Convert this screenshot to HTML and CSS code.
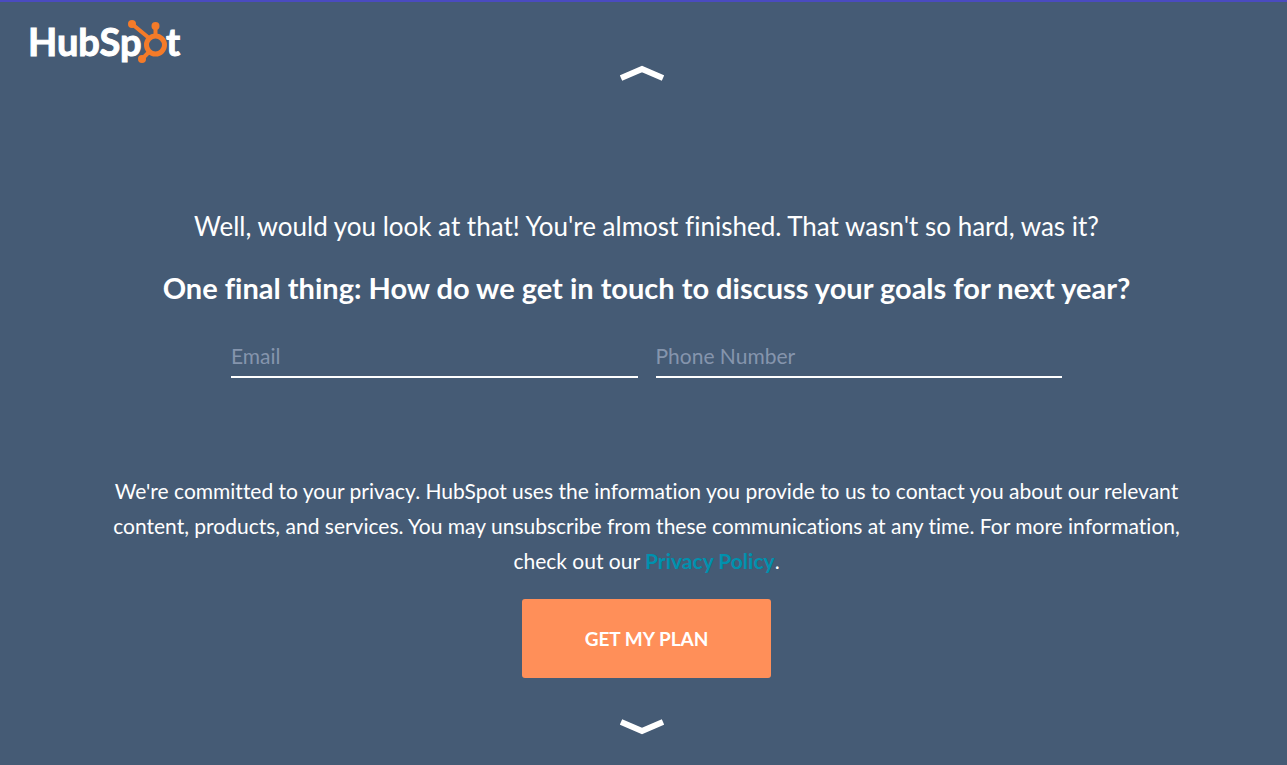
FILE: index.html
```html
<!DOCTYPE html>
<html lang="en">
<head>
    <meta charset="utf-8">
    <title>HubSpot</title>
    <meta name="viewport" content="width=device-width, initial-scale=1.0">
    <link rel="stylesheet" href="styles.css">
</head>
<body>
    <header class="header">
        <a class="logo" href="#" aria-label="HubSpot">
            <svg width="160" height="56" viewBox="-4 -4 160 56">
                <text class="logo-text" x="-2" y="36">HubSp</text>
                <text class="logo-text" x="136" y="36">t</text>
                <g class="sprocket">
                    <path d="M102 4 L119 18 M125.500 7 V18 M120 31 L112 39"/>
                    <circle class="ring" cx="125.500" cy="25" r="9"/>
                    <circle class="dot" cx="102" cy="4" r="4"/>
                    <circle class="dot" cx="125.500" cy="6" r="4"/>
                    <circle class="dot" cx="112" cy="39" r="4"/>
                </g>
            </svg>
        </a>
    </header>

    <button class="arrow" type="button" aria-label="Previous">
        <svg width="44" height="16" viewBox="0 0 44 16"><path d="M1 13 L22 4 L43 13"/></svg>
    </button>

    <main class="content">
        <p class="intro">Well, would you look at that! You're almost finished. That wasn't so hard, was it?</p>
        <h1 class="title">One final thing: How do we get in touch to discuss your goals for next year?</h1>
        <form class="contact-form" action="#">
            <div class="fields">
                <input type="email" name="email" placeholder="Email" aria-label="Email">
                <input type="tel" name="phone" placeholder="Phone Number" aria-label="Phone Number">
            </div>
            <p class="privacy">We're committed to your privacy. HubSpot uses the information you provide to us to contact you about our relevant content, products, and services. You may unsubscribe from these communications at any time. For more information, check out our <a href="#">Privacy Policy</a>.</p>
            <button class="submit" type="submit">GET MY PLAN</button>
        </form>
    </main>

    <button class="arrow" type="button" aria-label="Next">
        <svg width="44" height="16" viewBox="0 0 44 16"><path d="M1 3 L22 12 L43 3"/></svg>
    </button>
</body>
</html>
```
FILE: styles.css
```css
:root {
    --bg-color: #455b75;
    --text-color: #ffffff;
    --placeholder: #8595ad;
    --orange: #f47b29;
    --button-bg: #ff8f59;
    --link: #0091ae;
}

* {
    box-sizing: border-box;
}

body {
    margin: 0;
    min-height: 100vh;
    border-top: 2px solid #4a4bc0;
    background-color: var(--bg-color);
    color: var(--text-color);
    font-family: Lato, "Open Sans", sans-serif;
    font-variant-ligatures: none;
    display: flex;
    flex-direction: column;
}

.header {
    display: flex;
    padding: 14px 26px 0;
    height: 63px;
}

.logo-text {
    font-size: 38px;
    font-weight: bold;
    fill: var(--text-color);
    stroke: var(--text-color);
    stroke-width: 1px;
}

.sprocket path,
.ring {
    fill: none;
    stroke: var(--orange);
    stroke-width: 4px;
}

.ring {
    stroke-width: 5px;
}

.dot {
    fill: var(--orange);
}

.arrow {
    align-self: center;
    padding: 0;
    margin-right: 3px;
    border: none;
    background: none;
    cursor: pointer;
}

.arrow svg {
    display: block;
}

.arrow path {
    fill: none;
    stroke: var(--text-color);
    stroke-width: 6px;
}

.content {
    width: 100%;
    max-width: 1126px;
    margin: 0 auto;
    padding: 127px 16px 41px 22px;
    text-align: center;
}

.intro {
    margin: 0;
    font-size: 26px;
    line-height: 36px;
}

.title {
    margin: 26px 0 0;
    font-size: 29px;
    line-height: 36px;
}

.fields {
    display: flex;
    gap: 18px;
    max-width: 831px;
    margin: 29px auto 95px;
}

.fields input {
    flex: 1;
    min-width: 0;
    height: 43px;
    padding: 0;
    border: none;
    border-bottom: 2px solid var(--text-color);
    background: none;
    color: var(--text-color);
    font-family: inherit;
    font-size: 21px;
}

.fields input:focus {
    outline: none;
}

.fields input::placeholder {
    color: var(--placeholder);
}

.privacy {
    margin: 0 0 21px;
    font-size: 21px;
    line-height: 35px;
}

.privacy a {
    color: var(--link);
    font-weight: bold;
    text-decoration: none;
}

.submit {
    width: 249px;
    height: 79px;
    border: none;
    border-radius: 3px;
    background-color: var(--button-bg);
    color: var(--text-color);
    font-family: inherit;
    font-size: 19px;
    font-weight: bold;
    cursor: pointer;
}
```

---+---

Exercise: Reproduce all of the material exactly, apart from the pictures.

Complete response:
Convert this screenshot to HTML and CSS code.
FILE: index.html
```html
<!DOCTYPE html>
<html lang="en">
<head>
    <meta charset="utf-8">
    <title>HubSpot</title>
    <meta name="viewport" content="width=device-width, initial-scale=1.0">
    <link rel="stylesheet" href="styles.css">
</head>
<body>
    <header class="header">
        <a class="logo" href="#" aria-label="HubSpot">
            <svg width="160" height="56" viewBox="-4 -4 160 56">
                <text class="logo-text" x="-2" y="36">HubSp</text>
                <text class="logo-text" x="136" y="36">t</text>
                <g class="sprocket">
                    <path d="M102 4 L119 18 M125.500 7 V18 M120 31 L112 39"/>
                    <circle class="ring" cx="125.500" cy="25" r="9"/>
                    <circle class="dot" cx="102" cy="4" r="4"/>
                    <circle class="dot" cx="125.500" cy="6" r="4"/>
                    <circle class="dot" cx="112" cy="39" r="4"/>
                </g>
            </svg>
        </a>
    </header>

    <button class="arrow" type="button" aria-label="Previous">
        <svg width="44" height="16" viewBox="0 0 44 16"><path d="M1 13 L22 4 L43 13"/></svg>
    </button>

    <main class="content">
        <p class="intro">Well, would you look at that! You're almost finished. That wasn't so hard, was it?</p>
        <h1 class="title">One final thing: How do we get in touch to discuss your goals for next year?</h1>
        <form class="contact-form" action="#">
            <div class="fields">
                <input type="email" name="email" placeholder="Email" aria-label="Email">
                <input type="tel" name="phone" placeholder="Phone Number" aria-label="Phone Number">
            </div>
            <p class="privacy">We're committed to your privacy. HubSpot uses the information you provide to us to contact you about our relevant content, products, and services. You may unsubscribe from these communications at any time. For more information, check out our <a href="#">Privacy Policy</a>.</p>
            <button class="submit" type="submit">GET MY PLAN</button>
        </form>
    </main>

    <button class="arrow" type="button" aria-label="Next">
        <svg width="44" height="16" viewBox="0 0 44 16"><path d="M1 3 L22 12 L43 3"/></svg>
    </button>
</body>
</html>
```
FILE: styles.css
```css
:root {
    --bg-color: #455b75;
    --text-color: #ffffff;
    --placeholder: #8595ad;
    --orange: #f47b29;
    --button-bg: #ff8f59;
    --link: #0091ae;
}

* {
    box-sizing: border-box;
}

body {
    margin: 0;
    min-height: 100vh;
    border-top: 2px solid #4a4bc0;
    background-color: var(--bg-color);
    color: var(--text-color);
    font-family: Lato, "Open Sans", sans-serif;
    font-variant-ligatures: none;
    display: flex;
    flex-direction: column;
}

.header {
    display: flex;
    padding: 14px 26px 0;
    height: 63px;
}

.logo-text {
    font-size: 38px;
    font-weight: bold;
    fill: var(--text-color);
    stroke: var(--text-color);
    stroke-width: 1px;
}

.sprocket path,
.ring {
    fill: none;
    stroke: var(--orange);
    stroke-width: 4px;
}

.ring {
    stroke-width: 5px;
}

.dot {
    fill: var(--orange);
}

.arrow {
    align-self: center;
    padding: 0;
    margin-right: 3px;
    border: none;
    background: none;
    cursor: pointer;
}

.arrow svg {
    display: block;
}

.arrow path {
    fill: none;
    stroke: var(--text-color);
    stroke-width: 6px;
}

.content {
    width: 100%;
    max-width: 1126px;
    margin: 0 auto;
    padding: 127px 16px 41px 22px;
    text-align: center;
}

.intro {
    margin: 0;
    font-size: 26px;
    line-height: 36px;
}

.title {
    margin: 26px 0 0;
    font-size: 29px;
    line-height: 36px;
}

.fields {
    display: flex;
    gap: 18px;
    max-width: 831px;
    margin: 29px auto 95px;
}

.fields input {
    flex: 1;
    min-width: 0;
    height: 43px;
    padding: 0;
    border: none;
    border-bottom: 2px solid var(--text-color);
    background: none;
    color: var(--text-color);
    font-family: inherit;
    font-size: 21px;
}

.fields input:focus {
    outline: none;
}

.fields input::placeholder {
    color: var(--placeholder);
}

.privacy {
    margin: 0 0 21px;
    font-size: 21px;
    line-height: 35px;
}

.privacy a {
    color: var(--link);
    font-weight: bold;
    text-decoration: none;
}

.submit {
    width: 249px;
    height: 79px;
    border: none;
    border-radius: 3px;
    background-color: var(--button-bg);
    color: var(--text-color);
    font-family: inherit;
    font-size: 19px;
    font-weight: bold;
    cursor: pointer;
}
```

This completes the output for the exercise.